И тут все пошло взрываться, эсэсовец с крысюком скрылись в лифте, а Борьке со Степаном пришлось уносить ноги.

Потом, когда они шли через лес и Борька наконец убедился, что не спит и не бредит, он спросил:

— А что ж ты не стрелял?
— А у меня по дороге туда патроны кончились.

Он полез за пазуху, достал из продранной кожанки обгоревшую металлическую коробку, оглядел, цыкнул зубом, выбросил в кусты.

— Радиомаяк. Для бомбардировщиков. Я обещал там оставить.
— Да фрицы вроде сами неплохо справились.

Из лагеря вышло, захватив два танка и грузовик, почти четыреста человек.

За линию фронта, к советским, дошло чуть больше, чем полтораста. Не все погибли, многие просто удрали по дороге. Казимир не стал удирать, хотя мог, он же водитель.

Барановский даже не знал, куда писать его жене и трем детям…

…Румынию выбрал по старой, еще с той войны, памяти. Многое стерлось, но какая там хреновая охранка — осталось. Выдавал себя за украинца-гастарбайтера. У одного из таких украл паспорт еще в Польше. Прибился к строительной бригаде. Удобно: никто не спрашивает, почему все время в перчатках. Правда, странности все равно замечали — он не принимал душ со всеми вместе и очень плохо говорил по-украински. Но второе как раз никого не смущало, лишь бы понимал.

Бригада вернулась домой, он снял квартирку в Бухаресте. Нашел работу на рынке грузчиком, учился жить среди людей, то используя обрывки вводных, задержавшиеся в памяти, то просто подражая.

Снился человечек в круглых очках. Склонялся к его лицу со шприцем. Альзо, трафен вир унс вьедер, сардшнт Баранофски… Левую руку пронизывала боль. Как может болеть металл? О, если кто и знает — то этот очкарик. Лиген зи эс ауф айс…

Он не хотел быть Барановским. Быть Барановским означало страдать бесконечно. Это означало — тебя будут мучить, пока ты не растворишься в боли. Пока не перестанет кровоточить переломанная в щепки рука. Пока торчащая кость не сживется с металлом. Пока вводные не станут частью памяти. Пока не станет безразлично, ты стреляешь или в тебя, ты пытаешь или тебя, ты насилуешь или тебя.

Быть Барановским означало помнить человека на мосту. Помнить его худым большеголовым юношей, рисующим красных коней и иконописных комсомольцев, помнить его нелепым ангелом в кожанке, помнить бой на мосту — и другой бой на мосту.

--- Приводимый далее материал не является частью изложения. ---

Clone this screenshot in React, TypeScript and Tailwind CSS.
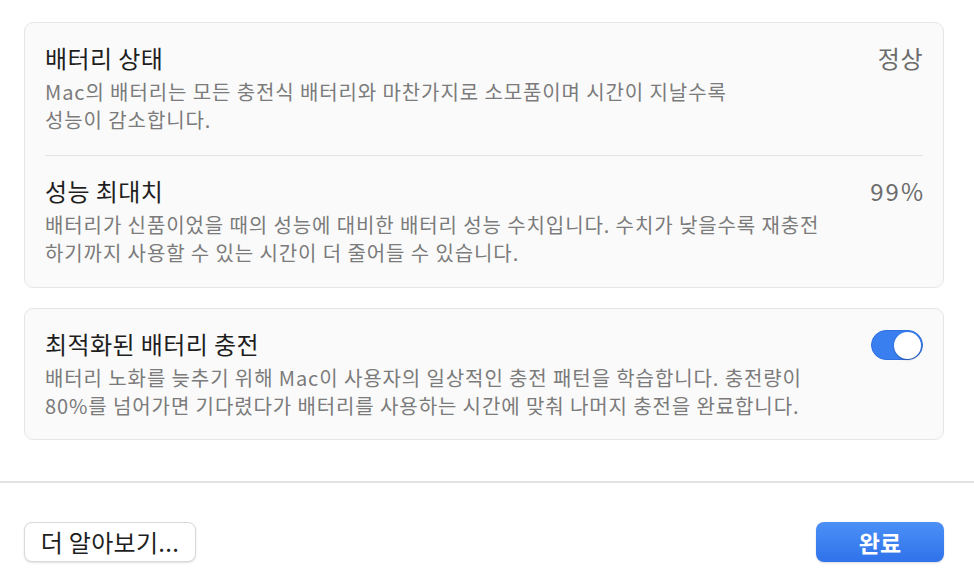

Какой, к черту, Борька? Борька умер. Свалился с моста, с другого моста над другой пропастью, бился-бился о камни, да не разбился, а потом еще отмокал в ледяной реке. И ты не пришел. Пришел тот, в очочках, со шприцом и машинкой для прожарки мозгов.

Он помнил, кого бил. Кого убивал.

Того, кто не пришел за ним.

Того самого, в черном шлеме-«богатырке», в черном, похожем на летный, костюме из «чертовой кожи», с красной звездой на круглом щите.

Или другого? «Помогите ей… помогите моей жене…» Седые усы в крови после первого же удара, после второго в крови все, дорогой костюм изгваздан, переносица вбита в мозг, губы — в зубы. Теперь — женщина. В пальцах — живых, не железных, — хрустит гортань.

«Старков. Забавно. Даже символично». Интересная манера речи. Узнаваемая. Рубленые фразы.

Быть Барановским означает помнить и этих двоих. Какой нормальный человек захочет после этого быть Барановским?

Нет, все-таки того он убил, а этого — нет. Тот был слишком хрупкий, этот выжил после ножевого удара и трех пуль. Выжил и пришел на помощь, когда Второго придавило контейнером.

Почему же не пришел раньше?

Он потом взял в музее брошюру и узнал, что у ангела была уважительная причина не приходить. Он тоже был мертв. Не до конца, он же ангел. Но основательно.

Был соблазн прийти к нему за ответами. Но давно забытое чувство говорило: ты стрелял в него, резал его, избивал его насмерть. После такого не ходят в гости.

А еще прийти к нему означает стать для него Барановским. Что невыносимо само по себе.

…Почуял неладное, когда переходил улицу. Торговец газетами смотрел слишком долго и пристально, потом куда-то делся.

Взял газету. На первой полосе увидел себя. Взрыв в Вене.

Его не было в Вене. И в памяти не было долгих провалов за последние дни. Он был здесь, ходил на работу, ходил на рынок…

Значит, придется бежать. Это не страшно, это как всегда. Просто нужно забрать в квартире рюкзак для бегства…

В подворотне кто-то нарисовал красного коня с золотой гривой. Очень твердой рукой, в очень характерной манере.

Он сглотнул. Ноги сами хотели повернуть назад и бежать, бросив все.

Он знал, кого встретит, поднявшись в квартиру.